Die Luft für die Brennstoffzelle geht zuvor durch einen hochwirksamen Filter. Damit säubert der Mirai die Umgebungsluft von Teilchen wie Schwefeloxid, Feinstaub oder Stickoxiden. Im Infotainmentsystem wird darauf hingewiesen, wie viel Atemluft durch den Mirai bereits gesäubert wurde. Damit produziert der Mirai lokal nicht nur kein CO2, sondern säubert die Atmosphäre. Toyota spricht dabei von einem «Minus Emission Vehicle». Wobei, um die Umweltdiskussion kurz anzureissen, reiner Wasserstoff kein natürlich vorkommendes Element ist. Die Erzeugung eines Kilogramms Wasserstoff benötigt rund 55 kWh Strom und neun Liter Wasser. Zumindest ein Teil des Wassers wird während der Fahrt wieder abgegeben, sodass der Mirai wie ein Verbrenner aus dem Auspuffendrohr aus Kunstharz qualmt.
Die Analogie geht weiter: In gewisser Hinsicht übernimmt der FC-Stack die Rolle des Verbrennungsmotors in einem Hybridfahrzeug – nur dass die Brennstoffzelle den Kraftstoff nicht verbrennt. Man spricht von kalter Verbrennung, weil die Protonen-Austausch-Membranen bei Arbeitstemperaturen von unter 100 Grad betrieben werden.

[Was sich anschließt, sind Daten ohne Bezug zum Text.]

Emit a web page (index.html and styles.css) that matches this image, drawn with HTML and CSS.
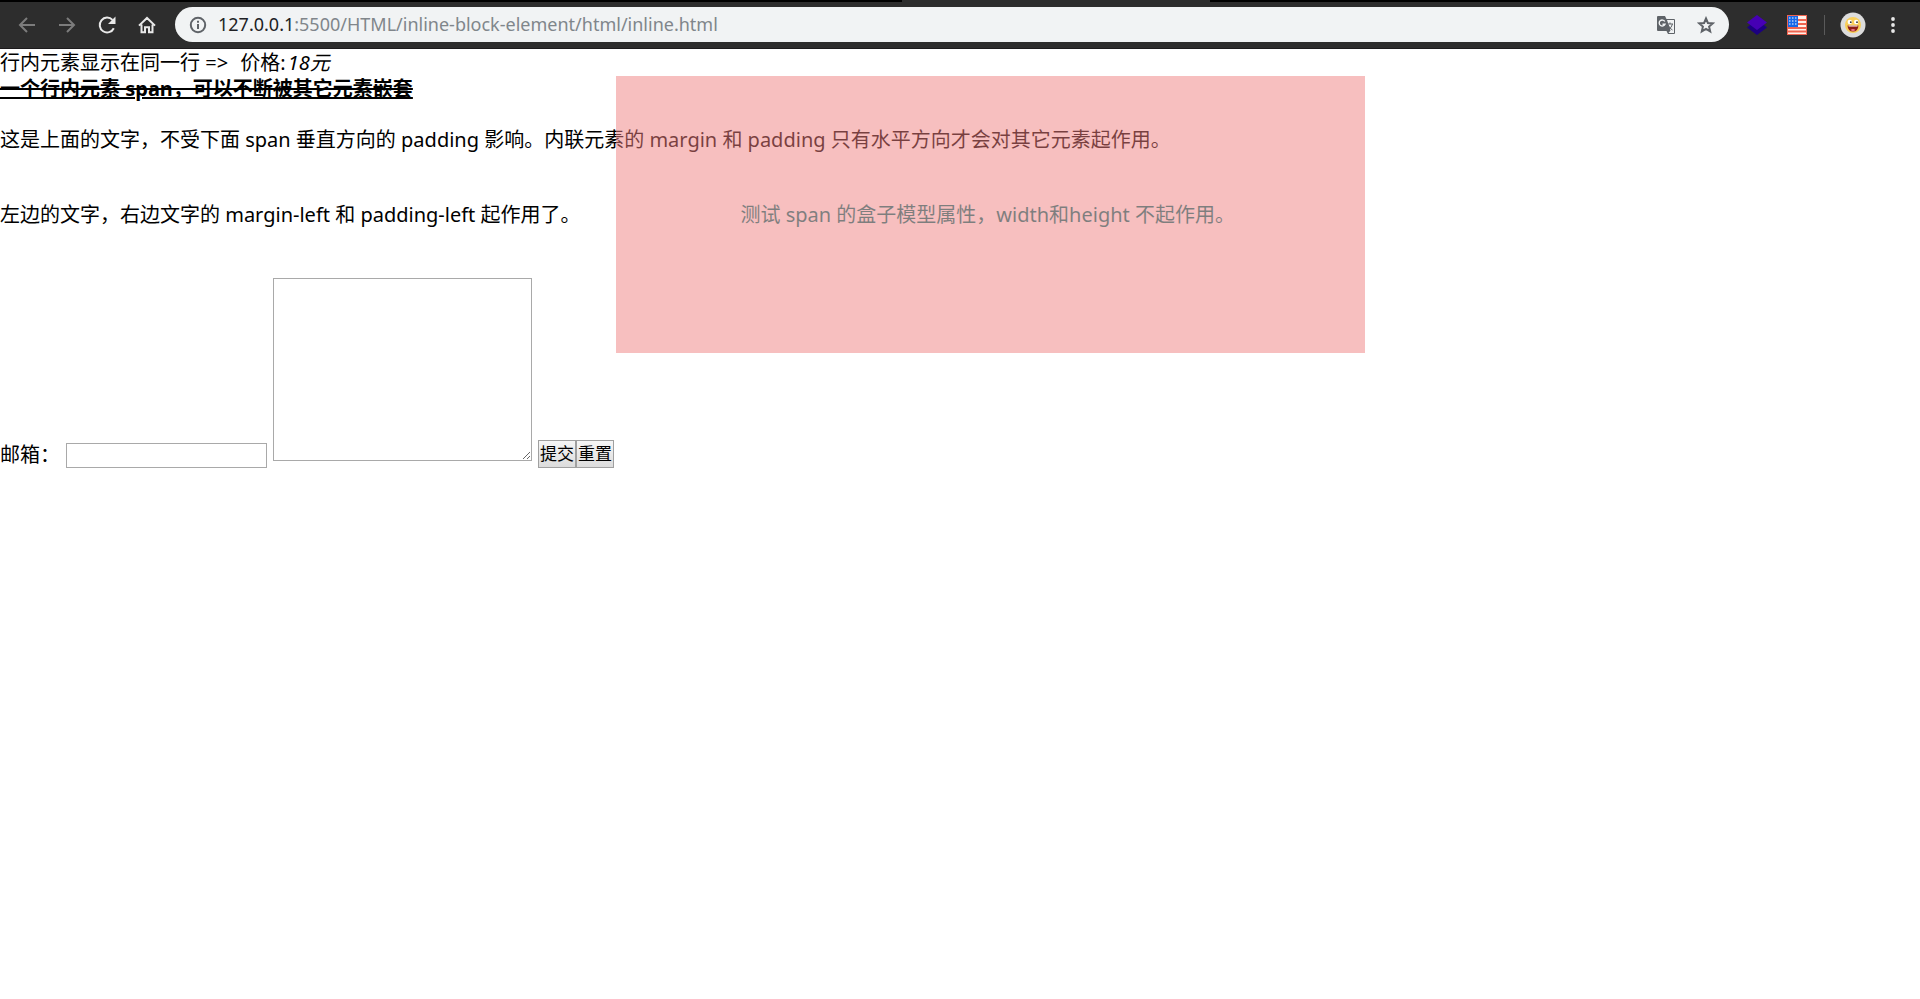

Die Brennstoffzelle arbeitet mit einem doppelt so hohen Wirkungsgrad wie ein Benzinmotor, vollelektrische Autos kommen auf noch bessere Werte.
Überzeugend, mit einer Ausnahme
Vor 29 Jahren begann Toyota mit der Entwicklung von Brennstoffzellenfahrzeugen. 2015 wurde der Mirai als erstes FCV für den Markt präsentiert. In der zweiten Generation überzeugt er auf ganzer Linie und funktioniert – ungeachtet der Tankstellensituation – als hervorragende Antriebsergänzung mit dem Fokus auf die Langstrecke. Mirai heisst auf japanisch Zukunft. Allerdings schwingt im Wort etwas nicht Greifbares und Unbekanntes mit. Wollen sich Japaner hingegen in absehbarer Zeit ein neues Auto kaufen, verwenden sie den Ausdruck «shorai». Vielleicht wäre ein Namenswechsel der neuen Generation gut bekommen. Viel mehr gibts am Mirai auf den ersten Blick nicht zu beanstanden. Die Zukunft ist definitiv jetzt.